Lines containing the word "this" are to be located and copied.

[SUPPLIED MATERIAL]
******************************
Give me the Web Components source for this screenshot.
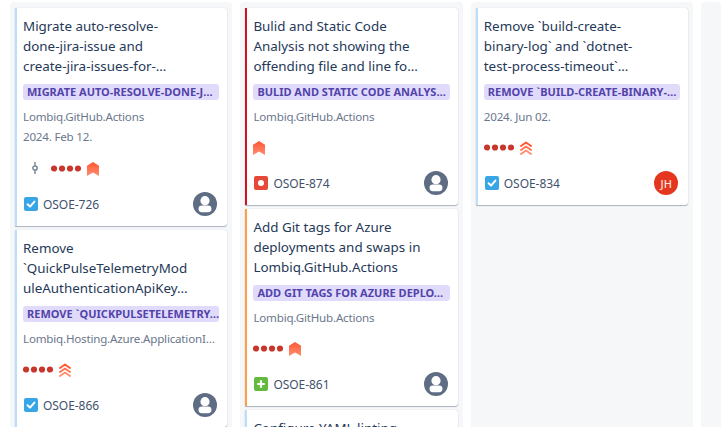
<!DOCTYPE html>
<html><head><meta charset="utf-8">
<style>
html,body{margin:0;padding:0;height:427px;overflow:hidden;background:#fff}
body{font-family:"Noto Sans","Open Sans",sans-serif}
</style></head><body>
<template id="t-board"><style>
:host{display:flex;gap:8px;padding:2px 0 0 10px;height:427px;width:721px;overflow:hidden;box-sizing:border-box}
</style><slot></slot></template>

<template id="t-col"><style>
:host{display:flex;flex-direction:column;gap:4px;width:222.4px;flex:none;box-sizing:border-box;padding:6px 5px 0 5px;background:#f6f7f9;border-radius:4px 4px 0 0;overflow:hidden}
:host([rest]){flex:1 1 0;width:auto;min-width:0}
</style><slot></slot></template>

<template id="t-card"><style>
:host{display:block;flex:none;background:#fff;border-left:2px solid var(--accent,#bbdefb);border-radius:0 3px 3px 0;box-shadow:0 1px 1px rgba(9,30,66,.3),0 0 1px rgba(9,30,66,.2);padding:8px 8px 10px 6px;color:#172b4d;font-size:13.4px;line-height:20px;box-sizing:border-box}
.title{color:#253858;margin-bottom:8px;white-space:nowrap}
.tag{height:16px;line-height:16px;border-radius:3px;background:#e1dbfb;color:#5243aa;font-weight:700;font-size:11px;padding:0 4px;white-space:nowrap;overflow:hidden;margin-bottom:7px}
.meta{color:#6b778c;font-size:11.6px;letter-spacing:-.2px;white-space:nowrap}
.icons{display:flex;align-items:center;height:20px;margin-top:var(--icons-gap,10px)}
.foot{display:flex;align-items:center;justify-content:space-between;height:24px;margin-top:14px;padding:0 2px 0 1px}
.key{display:flex;align-items:center;gap:5px;color:#42526e;font-size:12px}
#k{padding-top:1px;letter-spacing:-.05px}
</style>
<div class="title"><slot name="title"></slot></div>
<div class="tag"><slot name="tag"></slot></div>
<div class="meta"><slot name="meta"></slot></div>
<div class="icons"><slot name="icons"></slot></div>
<div class="foot"><div class="key"><slot name="type"></slot><span id="k"></span></div><slot name="who"></slot></div>
</template>

<script>
function def(name,tpl){customElements.define(name,class extends HTMLElement{
  constructor(){super();const s=this.attachShadow({mode:"open"});s.appendChild(document.getElementById(tpl).content.cloneNode(true));}
  connectedCallback(){const k=this.shadowRoot.getElementById("k");if(k)k.textContent=this.getAttribute("key");
    if(this.hasAttribute("accent"))this.style.setProperty("--accent",this.getAttribute("accent"));
    if(this.hasAttribute("icons-gap"))this.style.setProperty("--icons-gap",this.getAttribute("icons-gap"));}
});}
def("kb-board","t-board");def("kb-col","t-col");def("kb-card","t-card");
function svgEl(name,w,h,css,body){customElements.define(name,class extends HTMLElement{
  constructor(){super();this.attachShadow({mode:"open"}).innerHTML=`<style>:host{display:inline-flex;flex:none;${css}}svg{display:block}</style><svg width="${w}" height="${h}" viewBox="0 0 ${w} ${h}">${body}</svg>`;}
});}
svgEl("ic-commit",6,14,"margin:0 13px 0 9px",'<path d="M3 1v3.5M3 9.5V13" stroke="#6b778c" stroke-width="1.3"/><circle cx="3" cy="7" r="2.2" fill="none" stroke="#6b778c" stroke-width="1.3"/>');
svgEl("ic-dots",30,7,"margin-right:6px",[3,11,19,27].map(x=>`<circle cx="${x}" cy="3.5" r="3.1" fill="#c9372c"/>`).join(""));
svgEl("ic-mark",12,14,"margin-top:2px",'<defs><linearGradient id="g" x1="0" y1="0" x2="0" y2="1"><stop offset="0" stop-color="#ff5630"/><stop offset="1" stop-color="#ff8f73"/></linearGradient></defs><path d="M0 3.8 6 0l6 3.8V14l-6-3.6L0 14z" fill="url(#g)"/>');
svgEl("ic-high",12,14,"margin-top:2px",'<g fill="none" stroke-width="1.9" stroke-linecap="round" stroke-linejoin="round"><path d="M1 5 6 1.5 11 5" stroke="#ff5630"/><path d="M1 9 6 5.5 11 9" stroke="#ff7452"/><path d="M1 13 6 9.5 11 13" stroke="#ff8f73"/></g>');
svgEl("ic-task",14,14,"",'<rect width="14" height="14" rx="2" fill="#36a6e6"/><path d="M3.6 7.3 6 9.6l4.4-5" fill="none" stroke="#fff" stroke-width="2" stroke-linecap="round" stroke-linejoin="round"/>');
svgEl("ic-bug",14,14,"",'<rect width="14" height="14" rx="2" fill="#e5493a"/><circle cx="7" cy="7" r="3" fill="#fff"/>');
svgEl("ic-story",14,14,"",'<rect width="14" height="14" rx="2" fill="#63ba3c"/><path d="M7 3.3v7.4M3.3 7h7.4" stroke="#fff" stroke-width="2.2"/>');
svgEl("ic-user",24,24,"",'<circle cx="12" cy="12" r="12" fill="#5e6c84"/><circle cx="12" cy="8.7" r="4.6" fill="#fff"/><rect x="5.5" y="13.4" width="13" height="6.8" rx="3.4" fill="#fff"/>');
customElements.define("ic-jh",class extends HTMLElement{constructor(){super();this.attachShadow({mode:"open"}).innerHTML=`<style>:host{display:flex;flex:none;width:24px;height:24px;border-radius:50%;background:#e5371f;color:#fce4de;align-items:center;justify-content:center;font-size:11px;font-weight:500;line-height:1}</style><slot></slot>`;}});
</script>

<kb-board>
<kb-col>
  <kb-card key="OSOE-726" icons-gap="11px">
    <span slot="title">Migrate auto-resolve-<br>done-jira-issue and<br>create-jira-issues-for-…</span>
    <span slot="tag">MIGRATE AUTO-RESOLVE-DONE-J…</span>
    <span slot="meta">Lombiq.GitHub.Actions<br>2024. Feb 12.</span>
    <ic-commit slot="icons"></ic-commit><ic-dots slot="icons"></ic-dots><ic-mark slot="icons"></ic-mark>
    <ic-task slot="type"></ic-task><ic-user slot="who"></ic-user>
  </kb-card>
  <kb-card key="OSOE-866">
    <span slot="title">Remove<br>`QuickPulseTelemetryMod<br>uleAuthenticationApiKey…</span>
    <span slot="tag">REMOVE `QUICKPULSETELEMETRY…</span>
    <span slot="meta">Lombiq.Hosting.Azure.ApplicationI…</span>
    <ic-dots slot="icons"></ic-dots><ic-high slot="icons"></ic-high>
    <ic-task slot="type"></ic-task><ic-user slot="who"></ic-user>
  </kb-card>
</kb-col>
<kb-col>
  <kb-card key="OSOE-874" accent="#d3121f">
    <span slot="title">Bulid and Static Code<br>Analysis not showing the<br>offending file and line fo…</span>
    <span slot="tag">BULID AND STATIC CODE ANALYS…</span>
    <span slot="meta">Lombiq.GitHub.Actions</span>
    <ic-mark slot="icons"></ic-mark>
    <ic-bug slot="type"></ic-bug><ic-user slot="who"></ic-user>
  </kb-card>
  <kb-card key="OSOE-861" accent="#ff9f45">
    <span slot="title">Add Git tags for Azure<br>deployments and swaps in<br>Lombiq.GitHub.Actions</span>
    <span slot="tag">ADD GIT TAGS FOR AZURE DEPLO…</span>
    <span slot="meta">Lombiq.GitHub.Actions</span>
    <ic-dots slot="icons"></ic-dots><ic-mark slot="icons"></ic-mark>
    <ic-story slot="type"></ic-story><ic-user slot="who"></ic-user>
  </kb-card>
  <kb-card key="OSOE-000">
    <span slot="title">Configure YAML linting</span>
  </kb-card>
</kb-col>
<kb-col>
  <kb-card key="OSOE-834">
    <span slot="title">Remove `build-create-<br>binary-log` and `dotnet-<br>test-process-timeout`…</span>
    <span slot="tag">REMOVE `BUILD-CREATE-BINARY-…</span>
    <span slot="meta">2024. Jun 02.</span>
    <ic-dots slot="icons"></ic-dots><ic-high slot="icons"></ic-high>
    <ic-task slot="type"></ic-task><ic-jh slot="who">JH</ic-jh>
  </kb-card>
</kb-col>
<kb-col rest></kb-col>
</kb-board>
</body></html>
******************************
[SOLUTION]
Give me the Web Components source for this screenshot.
  constructor(){super();const s=this.attachShadow({mode:"open"});s.appendChild(document.getElementById(tpl).content.cloneNode(true));}
  connectedCallback(){const k=this.shadowRoot.getElementById("k");if(k)k.textContent=this.getAttribute("key");
    if(this.hasAttribute("accent"))this.style.setProperty("--accent",this.getAttribute("accent"));
    if(this.hasAttribute("icons-gap"))this.style.setProperty("--icons-gap",this.getAttribute("icons-gap"));}
  constructor(){super();this.attachShadow({mode:"open"}).innerHTML=`<style>:host{display:inline-flex;flex:none;${css}}svg{display:block}</style><svg width="${w}" height="${h}" viewBox="0 0 ${w} ${h}">${body}</svg>`;}
customElements.define("ic-jh",class extends HTMLElement{constructor(){super();this.attachShadow({mode:"open"}).innerHTML=`<style>:host{display:flex;flex:none;width:24px;height:24px;border-radius:50%;background:#e5371f;color:#fce4de;align-items:center;justify-content:center;font-size:11px;font-weight:500;line-height:1}</style><slot></slot>`;}});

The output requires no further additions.